Fuchs has written a very good story in BLOOD OF MY WORLD. The characters are well-developed and his vampires’ characteristics are quite interesting. I enjoyed the Shakespeare-esque story of the young lovers from different and clashing worlds—vampire and slayer. What I also liked about this trilogy is that it doesn’t have the creepiness that most other vampire romances targeting young girls have. Zach is only a vampire for a few weeks when he and Rose meet again, he’s not a hundred-plus year old vampire “in love” with a teen girl. In other words, Zach isn’t a dirty old man, he’s still just a kid. The horror elements are really good, too. The vampires have ulterior motives that ultimately drive the story—they aren’t an afterthought. The romance aspect is a bit intense at times, so if paranormal romance isn’t your thing, then this is not the trilogy for you. Overall BLOOD OF MY WORLD is a really good read for its target audience.
THE GREEN MAN by Lee Mather (2010 Damnation Books / 26 pgs tb)
In this short novella we are told about an experience had by Pete, which he is writing in a journal eight years after the event that he says changed his life. Pete grew up with his mother’s stories about a mysterious Green Man who would appear to her whenever someone close to her was going to die. She was convinced it was her great-grandfather but Pete didn’t believe her stories, at one point thinking his mother crazy.
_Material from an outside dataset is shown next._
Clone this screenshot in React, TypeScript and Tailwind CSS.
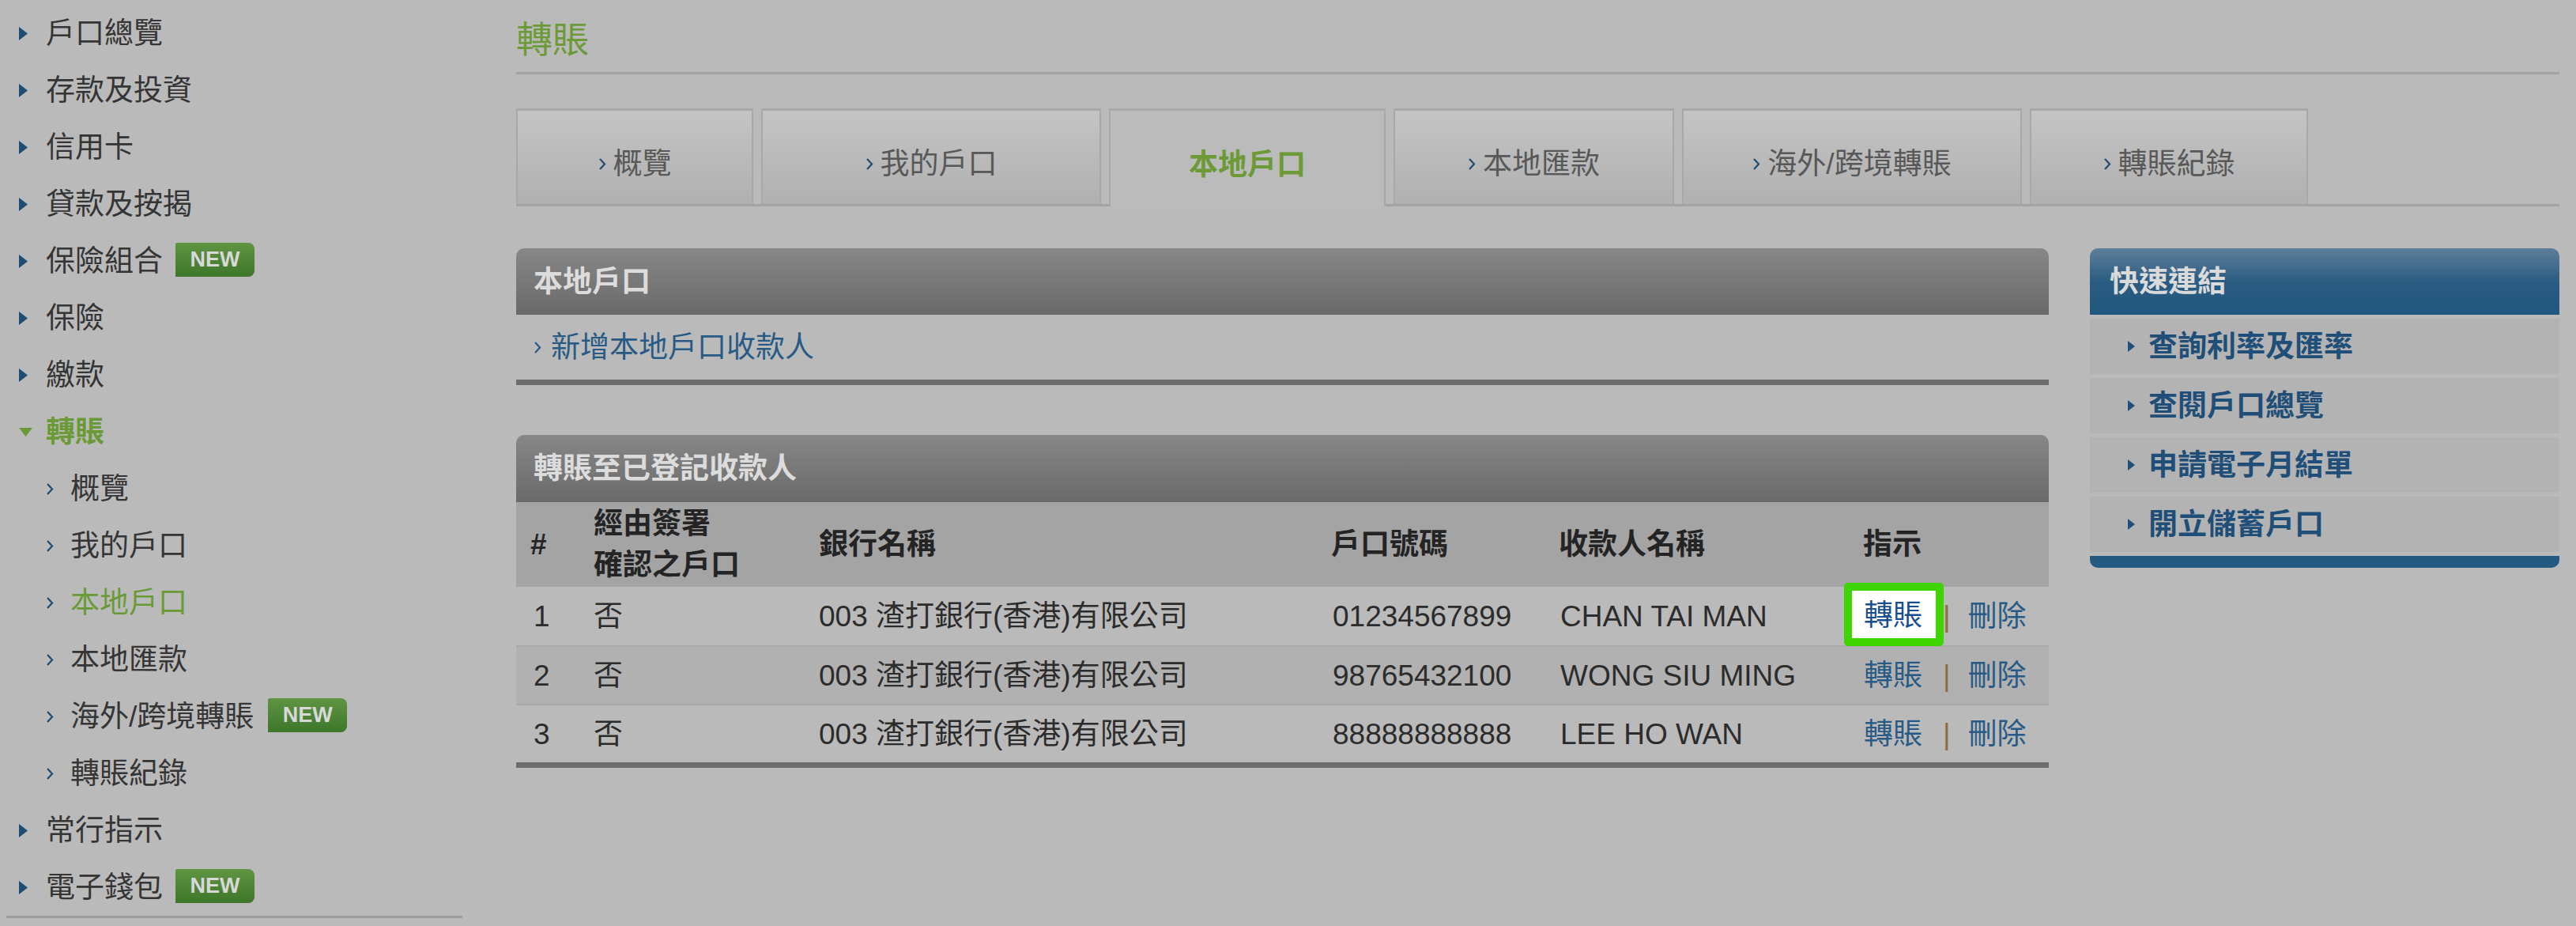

Pete receives a phone call from his mother the night before he was scheduled to fly that the Green Man had appeared to her again. She warned Pete not to get on the plane, but this only angered Pete. Pete boarded the plane with his friend Seb, but his mother’s possible premonition had him spooked. Ultimately the plane does crash, proving his mother right. What Pete discovers, though is that the Green man’s appearance was not necessarily a warning of his own impending accident.
THE GREEN MAN is not just a creepy supernatural story, but it is a story of faith….in something, anything. The writing is well done and Lee Mather manages to get across how life-changing an event Pete lived through. At just 26 pages, THE GREEN MAN is a quick but powerful read.